The exercise: Below is a listing; write it out exactly and drop any images from it.
## Start Raw data
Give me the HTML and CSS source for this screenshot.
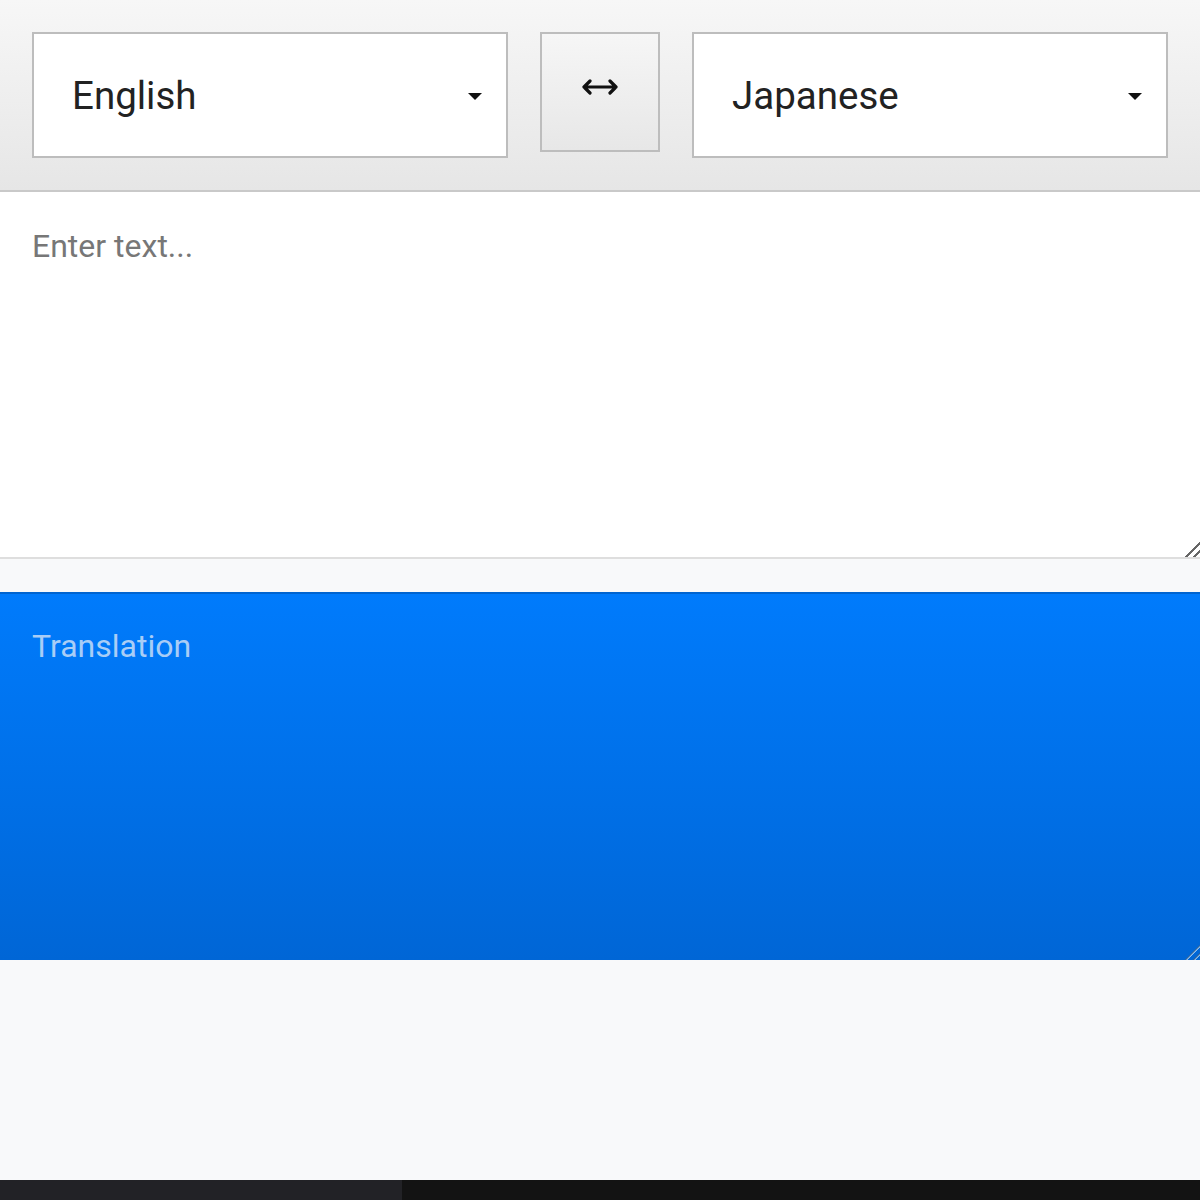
FILE: index.html
```html
<!DOCTYPE html>
<html lang="en">
<head>
  <meta charset="UTF-8" />
  <meta name="viewport" content="width=device-width, initial-scale=1.0">
  <title>Translate</title>
  <link rel="stylesheet" href="styles.css">
</head>
<body>
  <div class="toolbar">
    <div class="lang-select">
      <span>English</span>
      <i class="caret"></i>
    </div>
    <button class="swap-btn">
      <svg width="36" height="16" viewBox="0 0 36 16"><path d="M8 2 L2 8 L8 14 M2 8 H34 M28 2 L34 8 L28 14" fill="none" stroke="#111" stroke-width="3.2" stroke-linecap="round" stroke-linejoin="round"/></svg>
    </button>
    <div class="lang-select">
      <span>Japanese</span>
      <i class="caret"></i>
    </div>
  </div>

  <textarea class="source" placeholder="Enter text..."></textarea>
  <div class="spacer"></div>
  <textarea class="result" placeholder="Translation" readonly></textarea>

  <div class="filler"></div>
  <div class="dock">
    <div class="dock-left"></div>
    <div class="dock-right"></div>
  </div>
</body>
</html>
```

FILE: styles.css
```css
body, html {
  margin: 0; padding: 0;
  font-family: Roboto, "Noto Sans", sans-serif;
  background: #f8f9fa;
}
.toolbar {
  height: 192px;
  box-sizing: border-box;
  padding: 32px;
  display: flex;
  align-items: flex-start;
  gap: 32px;
  background: linear-gradient(#f7f7f7, #e6e6e6);
  border-bottom: 2px solid #c9c9c9;
}
.lang-select {
  flex: 1;
  height: 126px;
  box-sizing: border-box;
  background: white;
  border: 2px solid #bdbdbd;
  display: flex;
  align-items: center;
  justify-content: space-between;
  padding: 0 24px 0 38px;
  font-size: 38.5px;
  color: #222;
}
.caret {
  width: 0; height: 0;
  margin-top: 2px;
  border-left: 7.5px solid transparent;
  border-right: 7.5px solid transparent;
  border-top: 7px solid #111;
}
.swap-btn {
  width: 120px;
  height: 120px;
  flex: none;
  border: 2px solid #bdbdbd;
  background: linear-gradient(#f6f6f6, #e7e7e7);
  display: flex;
  align-items: center;
  justify-content: center;
  padding: 0 0 11px;
}
textarea {
  display: block;
  width: 100%;
  box-sizing: border-box;
  margin: 0;
  border: none;
  outline: none;
  resize: vertical;
  font-family: Roboto, "Noto Sans", sans-serif;
  font-size: 32px;
  padding: 32px;
}
textarea::-webkit-resizer {
  background:
    linear-gradient(135deg, transparent 47%, #666 47%, #666 57%, transparent 57%, transparent 74%, #666 74%, #666 84%, transparent 84%);
}
.source {
  height: 367px;
  padding-top: 35px;
  background: white;
  border-bottom: 2px solid #dedede;
}
.source::placeholder {
  color: #777;
}
.spacer {
  height: 33px;
}
.result {
  height: 368px;
  padding-top: 33px;
  border-top: 2px solid #0064d0;
  background: linear-gradient(#007bfc, #0066d6);
}
.result::-webkit-resizer {
  background:
    linear-gradient(135deg, transparent 47%, #0b3d78 47%, #8ec2f5 57%, transparent 57%, transparent 74%, #0b3d78 74%, #8ec2f5 84%, transparent 84%);
}
.result::placeholder {
  color: #a9cdf6;
}
.filler {
  height: 220px;
}
.dock {
  display: flex;
  height: 20px;
}
.dock-left {
  width: 402px;
  background: #222226;
}
.dock-right {
  flex: 1;
  background: #131313;
}
```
## End Raw data
Correct answer:
Give me the HTML and CSS source for this screenshot.
FILE: index.html
```html
<!DOCTYPE html>
<html lang="en">
<head>
  <meta charset="UTF-8" />
  <meta name="viewport" content="width=device-width, initial-scale=1.0">
  <title>Translate</title>
  <link rel="stylesheet" href="styles.css">
</head>
<body>
  <div class="toolbar">
    <div class="lang-select">
      <span>English</span>
      <i class="caret"></i>
    </div>
    <button class="swap-btn">
      <svg width="36" height="16" viewBox="0 0 36 16"><path d="M8 2 L2 8 L8 14 M2 8 H34 M28 2 L34 8 L28 14" fill="none" stroke="#111" stroke-width="3.2" stroke-linecap="round" stroke-linejoin="round"/></svg>
    </button>
    <div class="lang-select">
      <span>Japanese</span>
      <i class="caret"></i>
    </div>
  </div>

  <textarea class="source" placeholder="Enter text..."></textarea>
  <div class="spacer"></div>
  <textarea class="result" placeholder="Translation" readonly></textarea>

  <div class="filler"></div>
  <div class="dock">
    <div class="dock-left"></div>
    <div class="dock-right"></div>
  </div>
</body>
</html>
```

FILE: styles.css
```css
body, html {
  margin: 0; padding: 0;
  font-family: Roboto, "Noto Sans", sans-serif;
  background: #f8f9fa;
}
.toolbar {
  height: 192px;
  box-sizing: border-box;
  padding: 32px;
  display: flex;
  align-items: flex-start;
  gap: 32px;
  background: linear-gradient(#f7f7f7, #e6e6e6);
  border-bottom: 2px solid #c9c9c9;
}
.lang-select {
  flex: 1;
  height: 126px;
  box-sizing: border-box;
  background: white;
  border: 2px solid #bdbdbd;
  display: flex;
  align-items: center;
  justify-content: space-between;
  padding: 0 24px 0 38px;
  font-size: 38.5px;
  color: #222;
}
.caret {
  width: 0; height: 0;
  margin-top: 2px;
  border-left: 7.5px solid transparent;
  border-right: 7.5px solid transparent;
  border-top: 7px solid #111;
}
.swap-btn {
  width: 120px;
  height: 120px;
  flex: none;
  border: 2px solid #bdbdbd;
  background: linear-gradient(#f6f6f6, #e7e7e7);
  display: flex;
  align-items: center;
  justify-content: center;
  padding: 0 0 11px;
}
textarea {
  display: block;
  width: 100%;
  box-sizing: border-box;
  margin: 0;
  border: none;
  outline: none;
  resize: vertical;
  font-family: Roboto, "Noto Sans", sans-serif;
  font-size: 32px;
  padding: 32px;
}
textarea::-webkit-resizer {
  background:
    linear-gradient(135deg, transparent 47%, #666 47%, #666 57%, transparent 57%, transparent 74%, #666 74%, #666 84%, transparent 84%);
}
.source {
  height: 367px;
  padding-top: 35px;
  background: white;
  border-bottom: 2px solid #dedede;
}
.source::placeholder {
  color: #777;
}
.spacer {
  height: 33px;
}
.result {
  height: 368px;
  padding-top: 33px;
  border-top: 2px solid #0064d0;
  background: linear-gradient(#007bfc, #0066d6);
}
.result::-webkit-resizer {
  background:
    linear-gradient(135deg, transparent 47%, #0b3d78 47%, #8ec2f5 57%, transparent 57%, transparent 74%, #0b3d78 74%, #8ec2f5 84%, transparent 84%);
}
.result::placeholder {
  color: #a9cdf6;
}
.filler {
  height: 220px;
}
.dock {
  display: flex;
  height: 20px;
}
.dock-left {
  width: 402px;
  background: #222226;
}
.dock-right {
  flex: 1;
  background: #131313;
}
```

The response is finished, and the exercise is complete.